Official Log, ss CLAN ALPINE - Nov 1942
This is a copy of the logbook of ss CLAN ALPINE - concerning the rescue of survivors from three of the lifeboats from ss CITY OF CAIRO - for November 1942 transcribed from National Archives file BT381/2320.
Log entry - at sea 19/11/1942, 0430 hrs
On this date the Chief Officer reported to me that a morse lamp was flashing "SOS - HELP" very close to the ship. Flares were burned shortly after. Daylight was approaching quickly and a ship's boat was sighted. I stopped the ship close alongside the boat, which was full of men, women and children. Efforts were made to take them aboard up side ladders, but the women were mostly too weak and emaciated to be helped up. The accommodation ladder was fortunately rigged and this was lowered and the rescue effected. The boat was lifted clear of the water and the voyage continued.
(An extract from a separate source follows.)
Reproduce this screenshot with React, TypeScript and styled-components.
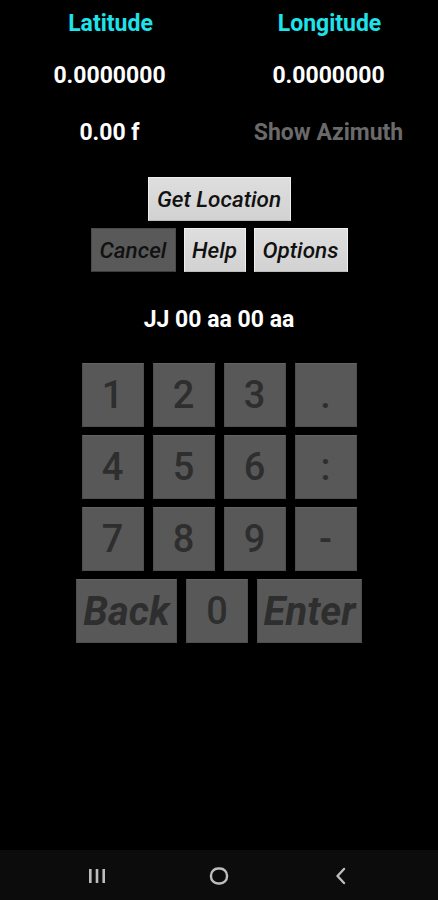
import { FC } from "react";
import styled, { createGlobalStyle } from "styled-components";

const GlobalStyle = createGlobalStyle`
  html, body {
    margin: 0;
    padding: 0;
    background: #000;
  }
  body {
    font-family: Roboto, "Noto Sans", "Liberation Sans", sans-serif;
  }
`;

const digitRows = [
  ["1", "2", "3", "."],
  ["4", "5", "6", ":"],
  ["7", "8", "9", "-"],
];

const App: FC = () => {
  return (
    <>
      <GlobalStyle />
      <StScreen>
        <StMain>
          <StReadout>
            <StLabel>Latitude</StLabel>
            <StLabel>Longitude</StLabel>
            <StValue>0.0000000</StValue>
            <StValue>0.0000000</StValue>
            <StValue>0.00 f</StValue>
            <StValue $muted>Show Azimuth</StValue>
          </StReadout>

          <StActions>
            <StActionRow>
              <StAction $w={143}>Get Location</StAction>
            </StActionRow>
            <StActionRow>
              <StAction $w={85} $dark>
                Cancel
              </StAction>
              <StAction $w={62}>Help</StAction>
              <StAction $w={94}>Options</StAction>
            </StActionRow>
          </StActions>

          <StLocator>JJ 00 aa 00 aa</StLocator>

          <StKeypad>
            {digitRows.map((row, i) => (
              <StKeyRow key={i}>
                {row.map((k) => (
                  <StKey key={k} $w={62}>
                    {k}
                  </StKey>
                ))}
              </StKeyRow>
            ))}
            <StKeyRow>
              <StKey $w={101} $word>
                Back
              </StKey>
              <StKey $w={62}>0</StKey>
              <StKey $w={105} $word>
                Enter
              </StKey>
            </StKeyRow>
          </StKeypad>
        </StMain>

        <StNavBar>
          <StNavSlot>
            <svg width="20" height="16" viewBox="0 0 20 16">
              <rect x="2" y="1" width="2.6" height="14" fill="#bdbdbd" />
              <rect x="8.7" y="1" width="2.6" height="14" fill="#bdbdbd" />
              <rect x="15.4" y="1" width="2.6" height="14" fill="#bdbdbd" />
            </svg>
          </StNavSlot>
          <StNavSlot>
            <svg width="20" height="20" viewBox="0 0 20 20">
              <rect
                x="2"
                y="2.5"
                width="16"
                height="15"
                rx="7"
                fill="none"
                stroke="#bdbdbd"
                strokeWidth="2.4"
              />
            </svg>
          </StNavSlot>
          <StNavSlot>
            <svg width="16" height="18" viewBox="0 0 16 18">
              <path
                d="M11 2 L4.5 9 L11 16"
                fill="none"
                stroke="#bdbdbd"
                strokeWidth="2.4"
                strokeLinecap="round"
                strokeLinejoin="round"
              />
            </svg>
          </StNavSlot>
        </StNavBar>
      </StScreen>
    </>
  );
};

export default App;

const StScreen = styled.div`
  width: 438px;
  height: 900px;
  display: flex;
  flex-direction: column;
  background: #000;
  overflow: hidden;
`;

const StMain = styled.div`
  flex: 1;
  display: flex;
  flex-direction: column;
  align-items: center;
`;

const StReadout = styled.div`
  width: 100%;
  display: grid;
  grid-template-columns: 219px 219px;
  grid-template-rows: 47px 56px 58px;
  align-items: center;
  justify-items: center;
`;

const StLabel = styled.div`
  color: #1ee3ea;
  font-size: 23px;
  font-weight: 700;
  padding-left: 2px;
`;

const StValue = styled.div<{ $muted?: boolean }>`
  color: ${(p) => (p.$muted ? "#6a6a6a" : "#ffffff")};
  font-size: 23px;
  font-weight: 700;
`;

const StActions = styled.div`
  margin-top: 16px;
  display: flex;
  flex-direction: column;
  gap: 7px;
`;

const StActionRow = styled.div`
  display: flex;
  justify-content: center;
  gap: 8px;
`;

const StAction = styled.button<{ $w: number; $dark?: boolean }>`
  width: ${(p) => p.$w}px;
  height: 44px;
  padding: 0;
  margin: 0;
  border: 1px solid ${(p) => (p.$dark ? "#4a4a4a" : "#eeeeee")};
  border-bottom-color: ${(p) => (p.$dark ? "#3c3c3c" : "#bcbcbc")};
  background: ${(p) =>
    p.$dark ? "#595959" : "linear-gradient(#dedede, #d2d2d2)"};
  color: #111;
  font-family: Roboto, "Noto Sans", sans-serif;
  font-size: 22.5px;
  font-style: italic;
  font-weight: 500;
  white-space: nowrap;
  display: flex;
  align-items: center;
  justify-content: center;
`;

const StLocator = styled.div`
  margin-top: 36px;
  height: 24px;
  line-height: 24px;
  color: #ffffff;
  font-size: 23px;
  font-weight: 700;
`;

const StKeypad = styled.div`
  margin-top: 31px;
  display: flex;
  flex-direction: column;
  gap: 8px;
`;

const StKeyRow = styled.div`
  display: flex;
  justify-content: center;
  gap: 9px;
`;

const StKey = styled.div<{ $w: number; $word?: boolean }>`
  width: ${(p) => p.$w}px;
  height: 64px;
  box-sizing: border-box;
  background: #585858;
  border: 1px solid #4e4e4e;
  border-top-color: #636363;
  color: #2e2e2e;
  font-size: ${(p) => (p.$word ? "40px" : "38px")};
  font-style: ${(p) => (p.$word ? "italic" : "normal")};
  font-weight: ${(p) => (p.$word ? 700 : 500)};
  white-space: nowrap;
  display: flex;
  align-items: center;
  justify-content: center;
`;

const StNavBar = styled.div`
  height: 50px;
  background: #0c0c0c;
  display: grid;
  grid-template-columns: 196px 48px 196px;
  justify-content: center;
  align-items: center;
`;

const StNavSlot = styled.div`
  display: flex;
  justify-content: center;
  align-items: center;
  padding-top: 2px;
`;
At 0820 hours on the same day the 2nd Officer reported two more boat sails in sight and I stopped close to them at 0900 hours approx. These boats were also full and the people therein slowly brought aboard. The boats were taken aboard.
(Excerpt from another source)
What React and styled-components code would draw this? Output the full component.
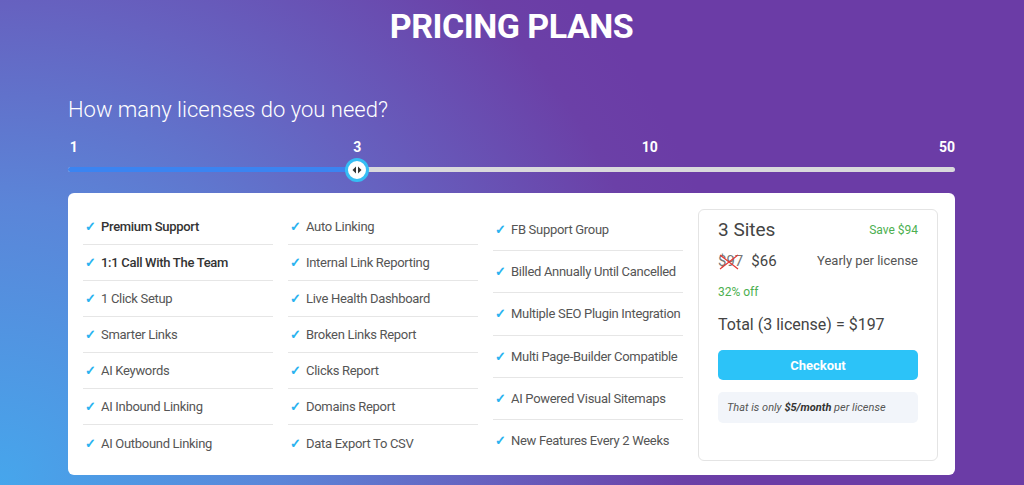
import React from "react";
import styled, { createGlobalStyle } from "styled-components";

const GlobalStyle = createGlobalStyle`
    html, body {
        margin: 0;
        padding: 0;
    }
    body {
        font-family: 'Roboto', 'Liberation Sans', sans-serif;
        background: #6b3ca6;
    }
`

const Page = styled.div`
    width: 1024px;
    height: 485px;
    overflow: hidden;
    box-sizing: border-box;
    padding: 0 69px 0 68px;
    background: radial-gradient(circle 760px at 0 100%, #46a6ec 0%, #5b85d8 37%, #6662c0 63%, #6b40a7 90%, #6b3ca6 100%);
    color: white;
`
const Title = styled.h1`
    margin: 0;
    padding-top: 6px;
    text-align: center;
    font-size: 34px;
    line-height: 40px;
    font-weight: 700;
    letter-spacing: -0.5px;
`
const Question = styled.h2`
    margin: 50px 0 0;
    font-size: 22px;
    line-height: 28px;
    font-weight: 300;
`
const Scale = styled.div`
    position: relative;
    height: 20px;
    margin-top: 15px;
    font-size: 14px;
    font-weight: 700;
`
const Tick = styled.span`
    position: absolute;
    top: 0;
    transform: translateX(${(props) => props.shift});
`
const Track = styled.div`
    position: relative;
    height: 5px;
    margin-top: 8px;
    border-radius: 3px;
    background: #d9d9dc;
`
const Fill = styled.div`
    height: 100%;
    border-radius: 3px;
    background: #3b84f1;
`
const Thumb = styled.div`
    position: absolute;
    top: 50%;
    width: 18px;
    height: 18px;
    border-radius: 50%;
    background: white;
    border: 3px solid #36bdf4;
    transform: translate(-50%, -50%);
    display: flex;
    align-items: center;
    justify-content: center;
`
const Card = styled.div`
    margin-top: 21px;
    background: white;
    border-radius: 6px;
    padding: 16px 17px 14px 15px;
    display: flex;
    gap: 15px;
    color: #555;
`
const Column = styled.ul`
    list-style: none;
    margin: 0;
    padding: 0;
    width: 190px;
    display: flex;
    flex-direction: column;
`
const Feature = styled.li`
    box-sizing: border-box;
    flex: 1;
    min-height: 36px;
    display: flex;
    align-items: center;
    gap: 8px;
    padding-left: 2px;
    white-space: nowrap;
    font-size: 13px;
    letter-spacing: -0.3px;
    font-weight: ${(props) => props.strong ? 500 : 400};
    color: ${(props) => props.strong ? '#333' : '#555'};
    border-bottom: 1px solid #e6e6e6;
    &:last-child {
        border-bottom: none;
    }
`
const Check = styled.span`
    color: #2bb3f0;
    font-size: 13px;
    font-weight: 700;
    width: 8px;
`
const Panel = styled.div`
    flex: 1;
    border: 1px solid #e4e4e4;
    border-radius: 6px;
    padding: 8px 19px 0;
    display: flex;
    flex-direction: column;
`
const PanelRow = styled.div`
    display: flex;
    justify-content: space-between;
    align-items: center;
`
const Sites = styled.div`
    font-size: 19px;
    line-height: 24px;
    color: #444;
`
const Green = styled.div`
    color: #4caf50;
    font-size: 12px;
`
const Prices = styled.div`
    margin-top: 10px;
    display: flex;
    gap: 8px;
    font-size: 15px;
    color: #444;
`
const OldPrice = styled.span`
    position: relative;
    color: #777;
    svg {
        position: absolute;
        left: 0;
        top: 1px;
    }
`
const Muted = styled.span`
    margin-top: 8px;
    font-size: 13px;
    color: #555;
`
const Discount = styled(Green)`
    margin-top: 15px;
`
const Total = styled.div`
    margin-top: 16px;
    font-size: 16px;
    color: #444;
`
const Button = styled.button`
    margin-top: 16px;
    height: 30px;
    border: none;
    border-radius: 5px;
    background: #2cc3f8;
    color: white;
    font-family: inherit;
    font-size: 13px;
    font-weight: 700;
`
const Note = styled.div`
    margin-top: 12px;
    padding: 9px 9px;
    border-radius: 5px;
    background: #f2f5fa;
    font-size: 11px;
    font-style: italic;
    color: #555;
    b {
        color: #333;
    }
`

const columns = [
    [
        ['Premium Support', true],
        ['1:1 Call With The Team', true],
        ['1 Click Setup'],
        ['Smarter Links'],
        ['AI Keywords'],
        ['AI Inbound Linking'],
        ['AI Outbound Linking'],
    ],
    [
        ['Auto Linking'],
        ['Internal Link Reporting'],
        ['Live Health Dashboard'],
        ['Broken Links Report'],
        ['Clicks Report'],
        ['Domains Report'],
        ['Data Export To CSV'],
    ],
    [
        ['FB Support Group'],
        ['Billed Annually Until Cancelled'],
        ['Multiple SEO Plugin Integration'],
        ['Multi Page-Builder Compatible'],
        ['AI Powered Visual Sitemaps'],
        ['New Features Every 2 Weeks'],
    ],
]

const ticks = [
    { label: '1', at: 0.2, shift: '0' },
    { label: '3', at: 32.6, shift: '-50%' },
    { label: '10', at: 65.6, shift: '-50%' },
    { label: '50', at: 100, shift: '-100%' },
]
const value = 32.6

function App() {
    return (
        <>
            <GlobalStyle />
            <Page>
                <Title>PRICING PLANS</Title>
                <Question>How many licenses do you need?</Question>
                <Scale>
                    {ticks.map((t) => (
                        <Tick key={t.label} shift={t.shift} style={{ left: `${t.at}%` }}>{t.label}</Tick>
                    ))}
                </Scale>
                <Track>
                    <Fill style={{ width: `${value}%` }} />
                    <Thumb style={{ left: `${value}%` }}>
                        <svg width="10" height="8" viewBox="0 0 10 8">
                            <path d="M4 0.5 L0.5 4 L4 7.5 Z" fill="#333" />
                            <path d="M6 0.5 L9.5 4 L6 7.5 Z" fill="#333" />
                        </svg>
                    </Thumb>
                </Track>
                <Card>
                    {columns.map((col, i) => (
                        <Column key={i}>
                            {col.map(([text, strong]) => (
                                <Feature key={text} strong={strong}>
                                    <Check>✓</Check>
                                    {text}
                                </Feature>
                            ))}
                        </Column>
                    ))}
                    <Panel>
                        <PanelRow>
                            <Sites>3 Sites</Sites>
                            <Green>Save $94</Green>
                        </PanelRow>
                        <PanelRow>
                            <Prices>
                                <OldPrice>
                                    $97
                                    <svg width="22" height="18" viewBox="0 0 22 18">
                                        <path d="M2 2 L20 16 M20 2 L2 16" stroke="#e53935" strokeWidth="1.2" />
                                    </svg>
                                </OldPrice>
                                <span>$66</span>
                            </Prices>
                            <Muted>Yearly per license</Muted>
                        </PanelRow>
                        <Discount>32% off</Discount>
                        <Total>Total (3 license) = $197</Total>
                        <Button>Checkout</Button>
                        <Note>That is only <b>$5/month</b> per license</Note>
                    </Panel>
                </Card>
            </Page>
        </>
    );
}

export default App;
I estimated that there were in all about 150 people including the master (Capt. Rogerson), European and Indian crew, and passengers, men, women and children of a torpedoed British ship. They had been thirteen days in their boats, and the majority were in a weak, emaciated condition.
I posted extra lookouts in the hopes of sighting three more boats adrift from the same ship, but nothing more was seen.
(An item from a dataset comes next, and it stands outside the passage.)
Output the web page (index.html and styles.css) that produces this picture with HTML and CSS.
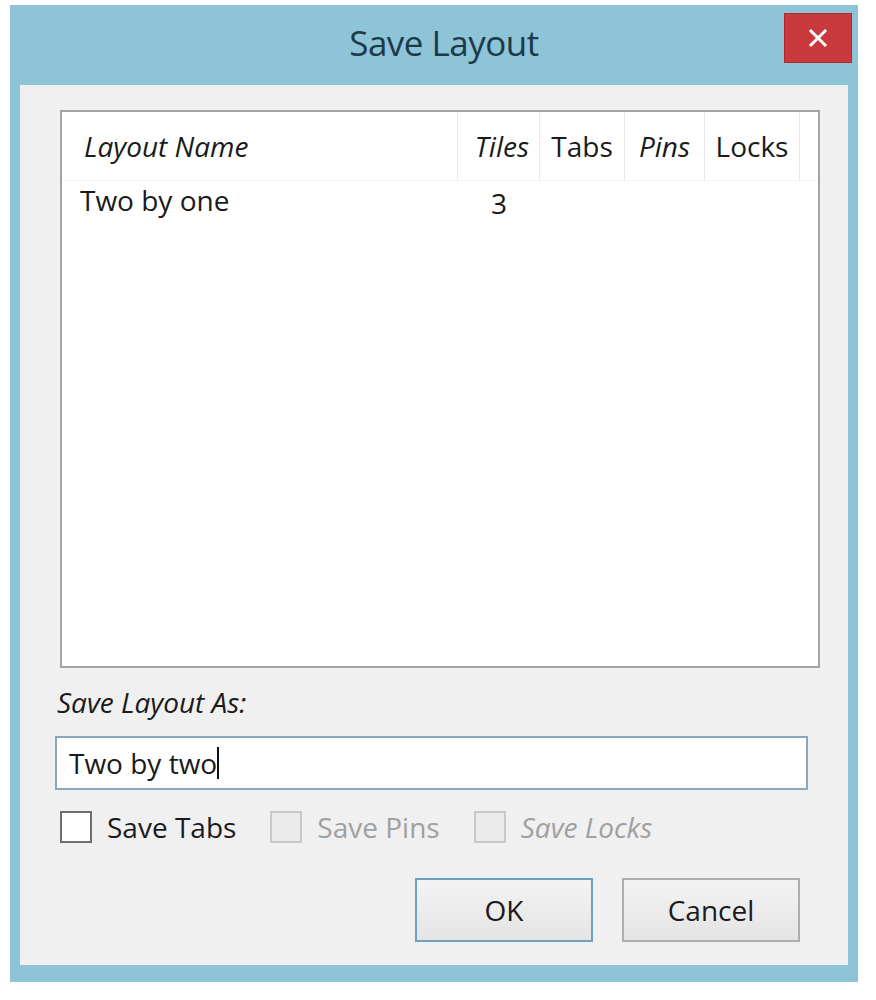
FILE: index.html
```html
<!DOCTYPE html>
<html lang="en">
<head>
    <meta charset="UTF-8">
    <meta name="viewport" content="width=device-width, initial-scale=1.0">
    <link rel="stylesheet" href="styles.css">
    <title>Save Layout</title>
</head>
<body>

    <div class="window">
        <div class="titlebar">
            <span></span>
            <h1 class="title">Save Layout</h1>
            <button class="close" type="button" aria-label="Close">
                <svg width="20" height="20" viewBox="0 0 20 20">
                    <path d="M3 3 L17 17 M17 3 L3 17" stroke="#fff" stroke-width="3" stroke-linecap="square"/>
                </svg>
            </button>
        </div>

        <div class="client">
            <div class="listview">
                <div class="lv-header">
                    <div class="col col-name hd italic">Layout Name</div>
                    <div class="col col-tiles hd italic">Tiles</div>
                    <div class="col col-tabs hd">Tabs</div>
                    <div class="col col-pins hd italic">Pins</div>
                    <div class="col col-locks hd">Locks</div>
                </div>
                <div class="lv-row">
                    <div class="col col-name">Two by one</div>
                    <div class="col col-tiles center">3</div>
                    <div class="col col-tabs"></div>
                    <div class="col col-pins"></div>
                    <div class="col col-locks"></div>
                </div>
            </div>

            <label class="field-label" for="layout-name">Save Layout As:</label>
            <div class="textbox">
                <span id="layout-name">Two by two</span><span class="caret"></span>
            </div>

            <div class="options">
                <label class="check">
                    <span class="box"></span>
                    <span>Save Tabs</span>
                </label>
                <label class="check disabled">
                    <span class="box"></span>
                    <span>Save Pins</span>
                </label>
                <label class="check disabled">
                    <span class="box"></span>
                    <span class="italic">Save Locks</span>
                </label>
            </div>

            <div class="buttons">
                <button class="btn default" type="button">OK</button>
                <button class="btn" type="button">Cancel</button>
            </div>
        </div>
    </div>

</body>
</html>
```

FILE: styles.css
```css
body {
    margin: 0;
    background: #fff;
    font-family: 'Open Sans', 'Noto Sans', sans-serif;
    color: #1a1a1a;
}

.italic {
    font-style: italic;
}

/* cadre de la fenêtre */
.window {
    width: 848px;
    height: 977px;
    margin: 5px 0 0 10px;
    background: #8ec4d8;
    padding: 0 10px 17px 10px;
    box-sizing: border-box;
    display: flex;
    flex-direction: column;
}

.titlebar {
    height: 80px;
    display: grid;
    grid-template-columns: 1fr auto 1fr;
    align-items: start;
}

.title {
    margin: 0 0 0 20px;
    padding-top: 14px;
    font-size: 35px;
    font-weight: 400;
    color: #1d3a48;
    letter-spacing: -0.5px;
}

.close {
    justify-self: end;
    margin-top: 8px;
    margin-right: -4px;
    width: 68px;
    height: 50px;
    border: 1px solid #b02a2c;
    background: #c9393b;
    display: flex;
    align-items: center;
    justify-content: center;
    padding: 0;
}

.client {
    flex: 1;
    background: #f0f0f0;
    padding: 25px 28px 0 40px;
    display: flex;
    flex-direction: column;
}

/* liste */
.listview {
    height: 558px;
    background: #fff;
    border: 2px solid #a5a5a5;
    box-sizing: border-box;
    font-size: 28px;
}

.lv-header,
.lv-row {
    display: flex;
}

.lv-header {
    height: 68px;
    align-items: center;
    border-bottom: 1px solid #f2f2f2;
}

.lv-row {
    height: 38px;
    align-items: center;
}

.col {
    box-sizing: border-box;
    padding: 0 10px;
    white-space: nowrap;
}

.hd {
    height: 100%;
    display: flex;
    align-items: center;
    border-right: 1px solid #e8e8e8;
}

.col-name {
    width: 396px;
    padding-left: 22px;
}

.lv-row .col-name {
    padding-left: 18px;
}

.col-tiles {
    width: 82px;
    justify-content: flex-end;
}

.col-tabs {
    width: 85px;
    justify-content: center;
}

.col-pins {
    width: 80px;
    justify-content: center;
}

.col-locks {
    width: 95px;
    justify-content: center;
}

.center {
    text-align: center;
    padding-top: 6px;
}

/* champ de saisie */
.field-label {
    margin-top: 14px;
    margin-left: -3px;
    font-size: 28px;
    font-style: italic;
    line-height: 40px;
}

.textbox {
    margin-top: 14px;
    margin-left: -5px;
    width: 753px;
    height: 54px;
    box-sizing: border-box;
    border: 2px solid #8aa8bd;
    background: #fff;
    display: flex;
    align-items: center;
    padding-left: 12px;
    font-size: 28px;
}

.caret {
    display: inline-block;
    width: 2px;
    height: 32px;
    background: #111;
}

/* cases à cocher */
.options {
    margin-top: 18px;
    display: flex;
    gap: 34px;
    font-size: 28px;
}

.check {
    display: flex;
    align-items: center;
    gap: 15px;
}

.box {
    width: 32px;
    height: 32px;
    box-sizing: border-box;
    border: 2px solid #6e6e6e;
    background: #fff;
}

.disabled {
    color: #a0a0a0;
}

.disabled .box {
    border-color: #c8c8c8;
    background: #ebebeb;
}

/* boutons */
.buttons {
    margin-top: 32px;
    margin-right: 20px;
    display: flex;
    justify-content: flex-end;
    gap: 29px;
}

.btn {
    width: 178px;
    height: 64px;
    font-family: inherit;
    font-size: 28px;
    font-weight: 500;
    color: #1a1a1a;
    background: linear-gradient(#f3f3f3, #e4e4e4);
    border: 2px solid #adadad;
    padding: 0;
}

.btn.default {
    border-color: #6e9ec2;
}
```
Everything possible was done for these survivors, the worst cases among the women being put to bed. The children seemed least affected. During the morning two Indian seamen died.
15th Port 
This same day at 1315 hours I cast anchor in the 15th port  describing the plight of survivors by visual signal an hour in advance. Energetic steps were made immediately by Port and Military authorities and the work of disembarkation commenced at once in an excellent manner. The work of nursing and feeding them had rendered a census impracticable but a count was taken as they went overside, namely 129. Two bodies were later landed.
All ranks and ratings on this vessel worked with fine spirit to alleviate the sufferings of these unfortunate people.
21/11/42 - 15th Port 
I have been in touch with the Supt. of Police and other authorities regarding the two bodies landed. Their names are unknown by the other survivors and have been buried nameless.
21/11/42 - 15th Port 
I have now been officially informed that the survivors have been properly counted and the number of persons from the lifeboats which have been landed here by me issouls, plus two bodies.
The log is signed by the Master, Capt. Charles W. Banbury and the Chief Officer J.T. Turton.